Head of passenger car development Rudolf Uhlenhaut set three focal points for this modern, prestigious vehicle in a class of its own: the highest passenger comfort, maximum safety and outstanding driving performance. The merging of the air suspension with the front wishbones and the single-joint swing axle with additional lowered thrust arms with braking torque support as well as two cross struts and double suspension in conjunction with the adjustable shock absorbers led to handling that was euphorically rated at the time. The engineers devoted special attention to the brake system. The 600 model had dual-circuit disc brakes at the front and rear. Two brake callipers acted on each of the front 291-millimetre discs. The cross-ply tyres of size 9.00 x 15 were specially designed tyres from Fulda and Continental for the prestige saloon.

The Cd value of 0.458 is astonishingly good for the angular 600. By comparison, the Mercedes-Benz 230 SL “Pagoda” (W 113) with hardtop achieved Cd = 0.515 and the 190 SL model (W 121) with hardtop achieved Cd = 0.461. The driving performance was at a high level: the prestige saloon accelerated from 0 to 100 km/h in 9.7 seconds. The top speed was 205 km/h.

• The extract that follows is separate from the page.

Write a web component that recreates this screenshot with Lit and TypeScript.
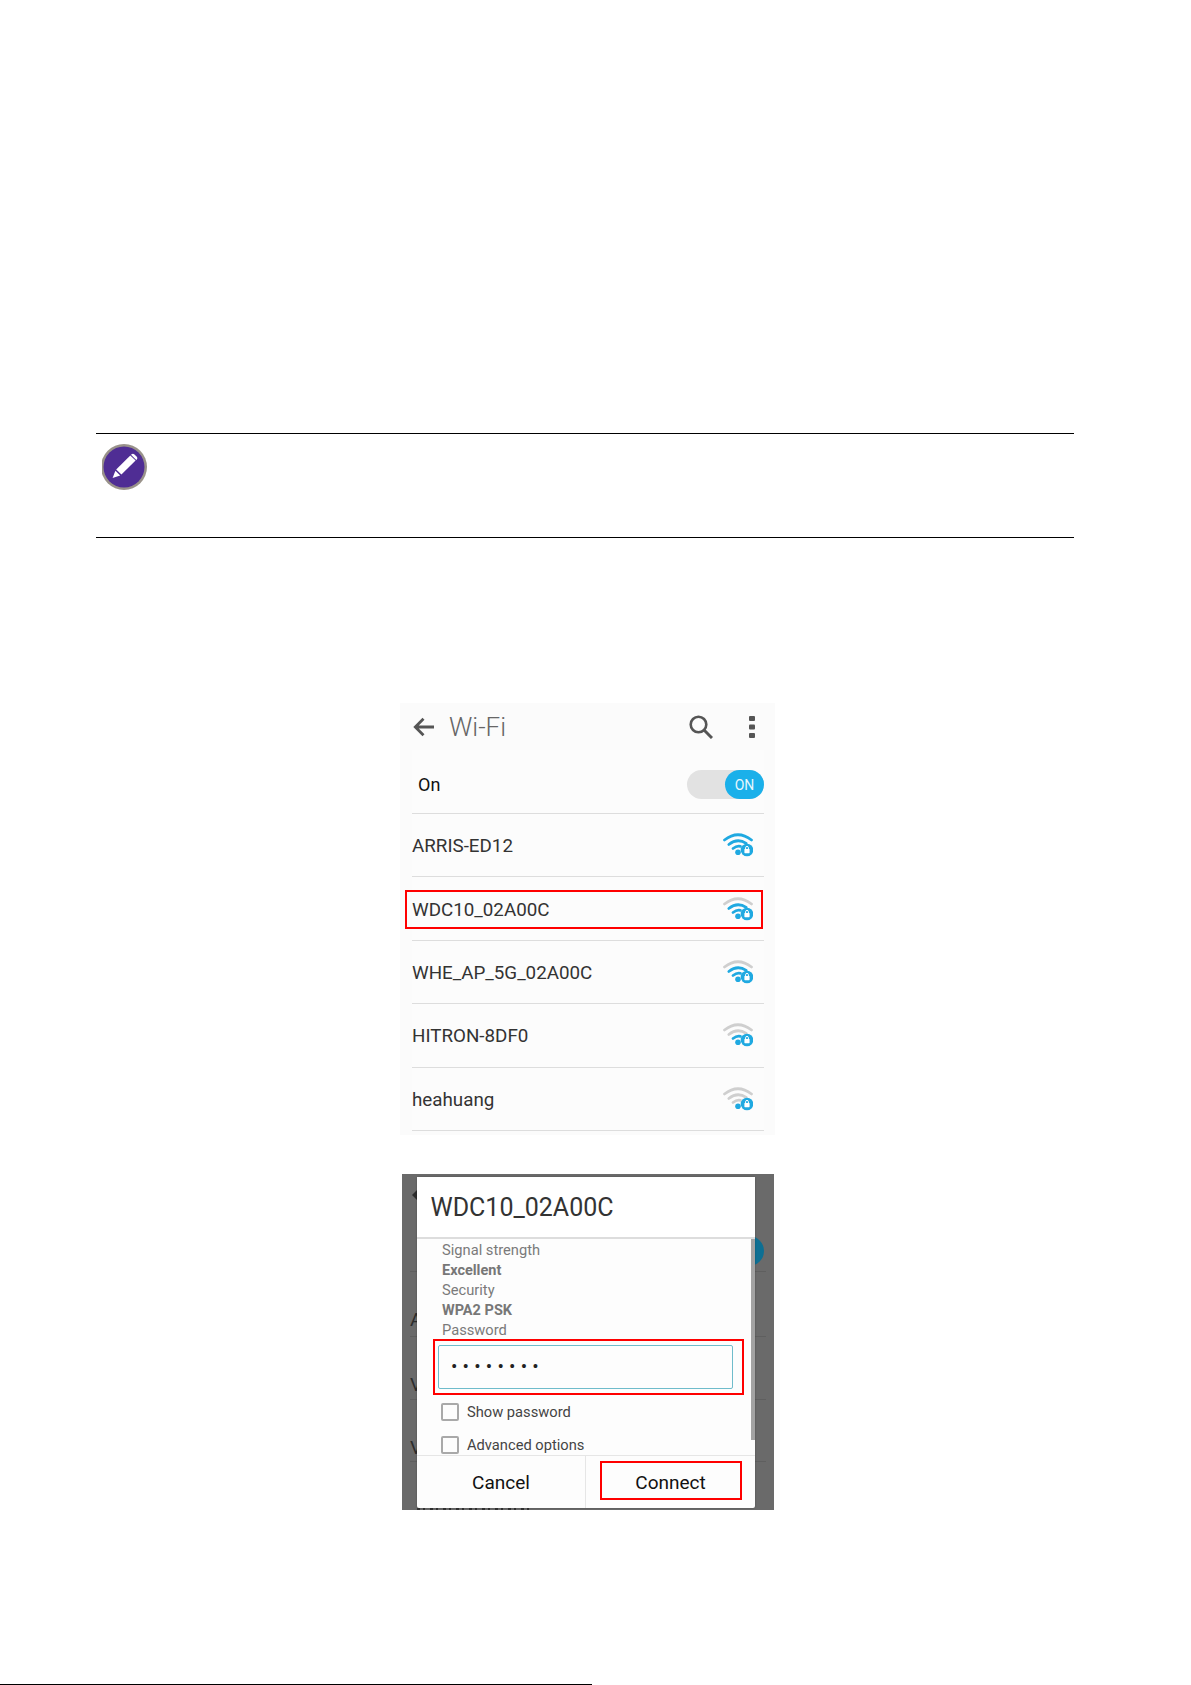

Customers and trade press were enthusiastic

The Mercedes-Benz 600 was widely regarded as the best automobile in the world. Many customers used it for years for mobility befitting their status, whether with a chauffeur or themselves at the wheel. The trade press was also extremely enthusiastic. “Motor Revue” 3/1965 is quoted here as a representative example: “The result is a level of ride comfort that is undoubtedly the optimum achieved in automobile engineering to date.” And sums up: “You can [...] drive the 600 on mountain passes like a sports car – a well-driven sports car then has a very hard time keeping up.”